• SOURCE MATERIAL

start

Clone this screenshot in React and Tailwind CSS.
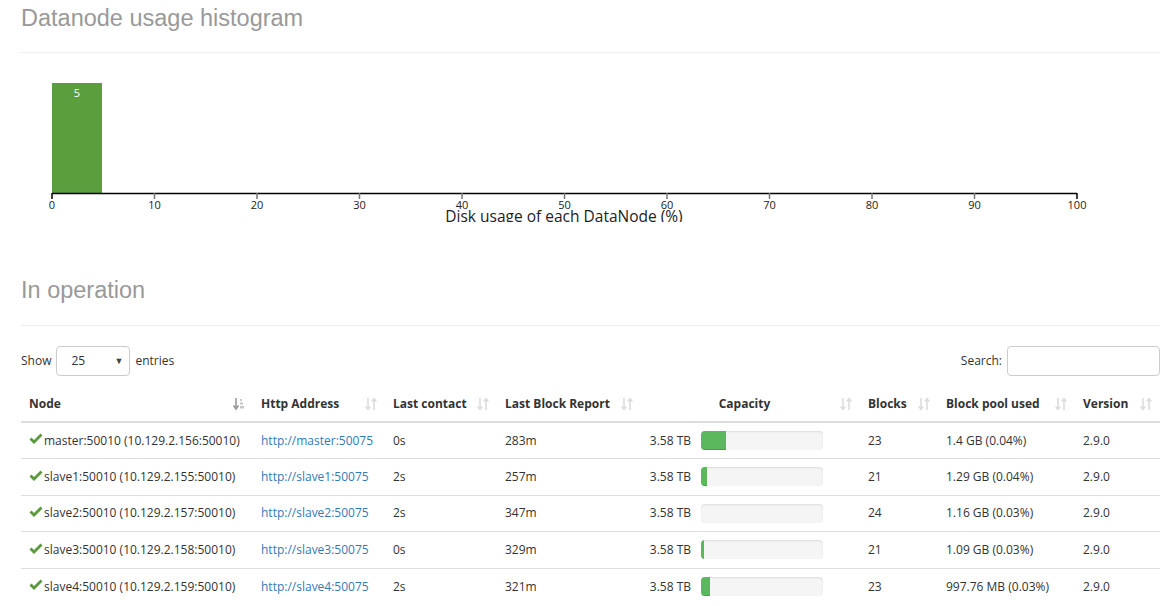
import React from "react";

const SortIcon = ({ active }) => (
  <svg width="12" height="14" viewBox="0 0 12 14" className="inline-block">
    {active ? (
      <g>
        <path d="M3 1 V11 M0.5 8.5 L3 12 L5.5 8.5" stroke="#9a9a9a" strokeWidth="1.6" fill="none" />
        <rect x="7" y="2" width="2" height="2" fill="#c8c8c8" />
        <rect x="7" y="5.5" width="3" height="2" fill="#c8c8c8" />
        <rect x="7" y="9" width="4" height="2.5" fill="#c8c8c8" />
      </g>
    ) : (
      <g stroke="#dddddd" strokeWidth="1.6" fill="none">
        <path d="M3 1 V12 M0.8 9.5 L3 12.5 L5.2 9.5" />
        <path d="M9 13 V2 M6.8 4.5 L9 1.5 L11.2 4.5" />
      </g>
    )}
  </svg>
);

const Check = () => (
  <svg width="14" height="12" viewBox="0 0 14 12" className="inline-block mr-[1px] -mt-[4px]">
    <path d="M0.5 6.5 L2.5 4.5 L5 7 L11.5 0.5 L13.5 2.5 L5 11 Z" fill="#5a9a3d" />
  </svg>
);

const rows = [
  { node: "master:50010 (10.129.2.156:50010)", http: "http://master:50075", lc: "0s", lbr: "283m", bar: 25, blocks: "23", pool: "1.4 GB (0.04%)" },
  { node: "slave1:50010 (10.129.2.155:50010)", http: "http://slave1:50075", lc: "2s", lbr: "257m", bar: 6, blocks: "21", pool: "1.29 GB (0.04%)" },
  { node: "slave2:50010 (10.129.2.157:50010)", http: "http://slave2:50075", lc: "2s", lbr: "347m", bar: 0, blocks: "24", pool: "1.16 GB (0.03%)" },
  { node: "slave3:50010 (10.129.2.158:50010)", http: "http://slave3:50075", lc: "0s", lbr: "329m", bar: 3, blocks: "21", pool: "1.09 GB (0.03%)" },
  { node: "slave4:50010 (10.129.2.159:50010)", http: "http://slave4:50075", lc: "2s", lbr: "321m", bar: 9, blocks: "23", pool: "997.76 MB (0.03%)" },
];

const ticks = [0, 10, 20, 30, 40, 50, 60, 70, 80, 90, 100];

export default function App() {
  const font = { fontFamily: '"Open Sans", "Noto Sans", sans-serif' };
  return (
    <div className="w-[1168px] h-[606px] overflow-hidden bg-white text-[#333]" style={font}>
      <div className="pl-[21px] pr-[8px]">
        <div className="pt-[4px] pb-[20px] border-b border-[#eeeeee]">
          <h1 className="text-[23.5px] leading-[28px] text-[#999999] font-normal" style={{ fontFamily: '"Liberation Sans", Arial, sans-serif' }}>
            Datanode usage histogram
          </h1>
        </div>
        <div className="h-[169px] overflow-hidden">
          <svg width="1100" height="190" className="block" style={{ fontFamily: '"Open Sans", "Noto Sans", sans-serif' }}>
            <rect x="31" y="30" width="50" height="110" fill="#5a9e3e" />
            <text x="56" y="44" fill="#ffffff" fontSize="11" textAnchor="middle">5</text>
            <line x1="31" y1="140.5" x2="1056" y2="140.5" stroke="#000" strokeWidth="1.5" />
            {ticks.map((t, i) => {
              const x = 31 + i * 102.5;
              const edge = i === 0 || i === 10;
              return (
                <g key={t}>
                  <line x1={x} y1="140" x2={x} y2="146" stroke={edge ? "#000" : "#777"} strokeWidth="1.5" />
                  <text x={x} y="156" fontSize="11" textAnchor="middle" fill="#222">{t}</text>
                </g>
              );
            })}
            <text x="543" y="169" fontSize="15.5" textAnchor="middle" fill="#222">Disk usage of each DataNode (%)</text>
          </svg>
        </div>

        <div className="mt-[54px] pb-[21px] border-b border-[#eeeeee]">
          <h1 className="text-[23.5px] leading-[28px] text-[#999999] font-normal" style={{ fontFamily: '"Liberation Sans", Arial, sans-serif' }}>
            In operation
          </h1>
        </div>

        <div className="mt-[20px] h-[30px] flex items-center justify-between text-[12px]">
          <div className="flex items-center">
            <span>Show</span>
            <div className="ml-[5px] mr-[5px] w-[74px] h-[30px] border border-[#cccccc] rounded-[4px] flex items-center justify-between pl-[14px] pr-[6px]">
              <span>25</span>
              <span className="text-[9px] text-[#444]">▼</span>
            </div>
            <span>entries</span>
          </div>
          <div className="flex items-center">
            <span>Search:</span>
            <div className="ml-[5px] w-[153px] h-[30px] border border-[#cccccc] rounded-[4px]" />
          </div>
        </div>

        <table className="mt-[10px] w-[1139px] border-collapse text-[12px] table-fixed">
          <colgroup>
            <col className="w-[232px]" />
            <col className="w-[132px]" />
            <col className="w-[112px]" />
            <col className="w-[144px]" />
            <col className="w-[219px]" />
            <col className="w-[78px]" />
            <col className="w-[137px]" />
            <col className="w-[85px]" />
          </colgroup>
          <thead>
            <tr className="border-b-2 border-[#dddddd]">
              {[
                ["Node", true],
                ["Http Address"],
                ["Last contact"],
                ["Last Block Report"],
                ["Capacity"],
                ["Blocks"],
                ["Block pool used"],
                ["Version"],
              ].map(([h, active], i) => (
                <th key={h} className="h-[36px] px-[8px] py-0 text-left font-bold leading-[20px]">
                  <div className="flex items-center justify-between">
                    {i === 4 ? (
                      <span className="flex-1 text-center">{h}</span>
                    ) : (
                      <span>{h}</span>
                    )}
                    <SortIcon active={active} />
                  </div>
                </th>
              ))}
            </tr>
          </thead>
          <tbody>
            {rows.map((r, i) => (
              <tr key={r.node} className={i > 0 ? "border-t border-[#dddddd]" : ""}>
                <td className="h-[36.5px] px-[8px] py-0 whitespace-nowrap">
                  <Check />
                  {r.node}
                </td>
                <td className="px-[8px] whitespace-nowrap text-[#337ab7]">{r.http}</td>
                <td className="px-[8px]">{r.lc}</td>
                <td className="px-[8px]">{r.lbr}</td>
                <td className="px-[8px]">
                  <div className="flex items-center">
                    <span className="w-[42px] text-right whitespace-nowrap">3.58 TB</span>
                    <div className="ml-[10px] w-[122px] h-[19px] rounded-[4px] bg-[#f5f5f5] shadow-[inset_0_1px_2px_rgba(0,0,0,0.1)] overflow-hidden">
                      <div className="h-full bg-[#5cb85c] shadow-[inset_0_-1px_0_rgba(0,0,0,0.15)]" style={{ width: r.bar + "px" }} />
                    </div>
                  </div>
                </td>
                <td className="px-[8px]">{r.blocks}</td>
                <td className="px-[8px] whitespace-nowrap">{r.pool}</td>
                <td className="px-[8px]">2.9.0</td>
              </tr>
            ))}
          </tbody>
        </table>
      </div>
    </div>
  );
}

end

• WHAT NEEDS TO BE DONE
Leave the pictures out, and print every line of the listing exactly as written.

• COMPLETED EXERCISE
Clone this screenshot in React and Tailwind CSS.
import React from "react";

const SortIcon = ({ active }) => (
  <svg width="12" height="14" viewBox="0 0 12 14" className="inline-block">
    {active ? (
      <g>
        <path d="M3 1 V11 M0.5 8.5 L3 12 L5.5 8.5" stroke="#9a9a9a" strokeWidth="1.6" fill="none" />
        <rect x="7" y="2" width="2" height="2" fill="#c8c8c8" />
        <rect x="7" y="5.5" width="3" height="2" fill="#c8c8c8" />
        <rect x="7" y="9" width="4" height="2.5" fill="#c8c8c8" />
      </g>
    ) : (
      <g stroke="#dddddd" strokeWidth="1.6" fill="none">
        <path d="M3 1 V12 M0.8 9.5 L3 12.5 L5.2 9.5" />
        <path d="M9 13 V2 M6.8 4.5 L9 1.5 L11.2 4.5" />
      </g>
    )}
  </svg>
);

const Check = () => (
  <svg width="14" height="12" viewBox="0 0 14 12" className="inline-block mr-[1px] -mt-[4px]">
    <path d="M0.5 6.5 L2.5 4.5 L5 7 L11.5 0.5 L13.5 2.5 L5 11 Z" fill="#5a9a3d" />
  </svg>
);

const rows = [
  { node: "master:50010 (10.129.2.156:50010)", http: "http://master:50075", lc: "0s", lbr: "283m", bar: 25, blocks: "23", pool: "1.4 GB (0.04%)" },
  { node: "slave1:50010 (10.129.2.155:50010)", http: "http://slave1:50075", lc: "2s", lbr: "257m", bar: 6, blocks: "21", pool: "1.29 GB (0.04%)" },
  { node: "slave2:50010 (10.129.2.157:50010)", http: "http://slave2:50075", lc: "2s", lbr: "347m", bar: 0, blocks: "24", pool: "1.16 GB (0.03%)" },
  { node: "slave3:50010 (10.129.2.158:50010)", http: "http://slave3:50075", lc: "0s", lbr: "329m", bar: 3, blocks: "21", pool: "1.09 GB (0.03%)" },
  { node: "slave4:50010 (10.129.2.159:50010)", http: "http://slave4:50075", lc: "2s", lbr: "321m", bar: 9, blocks: "23", pool: "997.76 MB (0.03%)" },
];

const ticks = [0, 10, 20, 30, 40, 50, 60, 70, 80, 90, 100];

export default function App() {
  const font = { fontFamily: '"Open Sans", "Noto Sans", sans-serif' };
  return (
    <div className="w-[1168px] h-[606px] overflow-hidden bg-white text-[#333]" style={font}>
      <div className="pl-[21px] pr-[8px]">
        <div className="pt-[4px] pb-[20px] border-b border-[#eeeeee]">
          <h1 className="text-[23.5px] leading-[28px] text-[#999999] font-normal" style={{ fontFamily: '"Liberation Sans", Arial, sans-serif' }}>
            Datanode usage histogram
          </h1>
        </div>
        <div className="h-[169px] overflow-hidden">
          <svg width="1100" height="190" className="block" style={{ fontFamily: '"Open Sans", "Noto Sans", sans-serif' }}>
            <rect x="31" y="30" width="50" height="110" fill="#5a9e3e" />
            <text x="56" y="44" fill="#ffffff" fontSize="11" textAnchor="middle">5</text>
            <line x1="31" y1="140.5" x2="1056" y2="140.5" stroke="#000" strokeWidth="1.5" />
            {ticks.map((t, i) => {
              const x = 31 + i * 102.5;
              const edge = i === 0 || i === 10;
              return (
                <g key={t}>
                  <line x1={x} y1="140" x2={x} y2="146" stroke={edge ? "#000" : "#777"} strokeWidth="1.5" />
                  <text x={x} y="156" fontSize="11" textAnchor="middle" fill="#222">{t}</text>
                </g>
              );
            })}
            <text x="543" y="169" fontSize="15.5" textAnchor="middle" fill="#222">Disk usage of each DataNode (%)</text>
          </svg>
        </div>

        <div className="mt-[54px] pb-[21px] border-b border-[#eeeeee]">
          <h1 className="text-[23.5px] leading-[28px] text-[#999999] font-normal" style={{ fontFamily: '"Liberation Sans", Arial, sans-serif' }}>
            In operation
          </h1>
        </div>

        <div className="mt-[20px] h-[30px] flex items-center justify-between text-[12px]">
          <div className="flex items-center">
            <span>Show</span>
            <div className="ml-[5px] mr-[5px] w-[74px] h-[30px] border border-[#cccccc] rounded-[4px] flex items-center justify-between pl-[14px] pr-[6px]">
              <span>25</span>
              <span className="text-[9px] text-[#444]">▼</span>
            </div>
            <span>entries</span>
          </div>
          <div className="flex items-center">
            <span>Search:</span>
            <div className="ml-[5px] w-[153px] h-[30px] border border-[#cccccc] rounded-[4px]" />
          </div>
        </div>

        <table className="mt-[10px] w-[1139px] border-collapse text-[12px] table-fixed">
          <colgroup>
            <col className="w-[232px]" />
            <col className="w-[132px]" />
            <col className="w-[112px]" />
            <col className="w-[144px]" />
            <col className="w-[219px]" />
            <col className="w-[78px]" />
            <col className="w-[137px]" />
            <col className="w-[85px]" />
          </colgroup>
          <thead>
            <tr className="border-b-2 border-[#dddddd]">
              {[
                ["Node", true],
                ["Http Address"],
                ["Last contact"],
                ["Last Block Report"],
                ["Capacity"],
                ["Blocks"],
                ["Block pool used"],
                ["Version"],
              ].map(([h, active], i) => (
                <th key={h} className="h-[36px] px-[8px] py-0 text-left font-bold leading-[20px]">
                  <div className="flex items-center justify-between">
                    {i === 4 ? (
                      <span className="flex-1 text-center">{h}</span>
                    ) : (
                      <span>{h}</span>
                    )}
                    <SortIcon active={active} />
                  </div>
                </th>
              ))}
            </tr>
          </thead>
          <tbody>
            {rows.map((r, i) => (
              <tr key={r.node} className={i > 0 ? "border-t border-[#dddddd]" : ""}>
                <td className="h-[36.5px] px-[8px] py-0 whitespace-nowrap">
                  <Check />
                  {r.node}
                </td>
                <td className="px-[8px] whitespace-nowrap text-[#337ab7]">{r.http}</td>
                <td className="px-[8px]">{r.lc}</td>
                <td className="px-[8px]">{r.lbr}</td>
                <td className="px-[8px]">
                  <div className="flex items-center">
                    <span className="w-[42px] text-right whitespace-nowrap">3.58 TB</span>
                    <div className="ml-[10px] w-[122px] h-[19px] rounded-[4px] bg-[#f5f5f5] shadow-[inset_0_1px_2px_rgba(0,0,0,0.1)] overflow-hidden">
                      <div className="h-full bg-[#5cb85c] shadow-[inset_0_-1px_0_rgba(0,0,0,0.15)]" style={{ width: r.bar + "px" }} />
                    </div>
                  </div>
                </td>
                <td className="px-[8px]">{r.blocks}</td>
                <td className="px-[8px] whitespace-nowrap">{r.pool}</td>
                <td className="px-[8px]">2.9.0</td>
              </tr>
            ))}
          </tbody>
        </table>
      </div>
    </div>
  );
}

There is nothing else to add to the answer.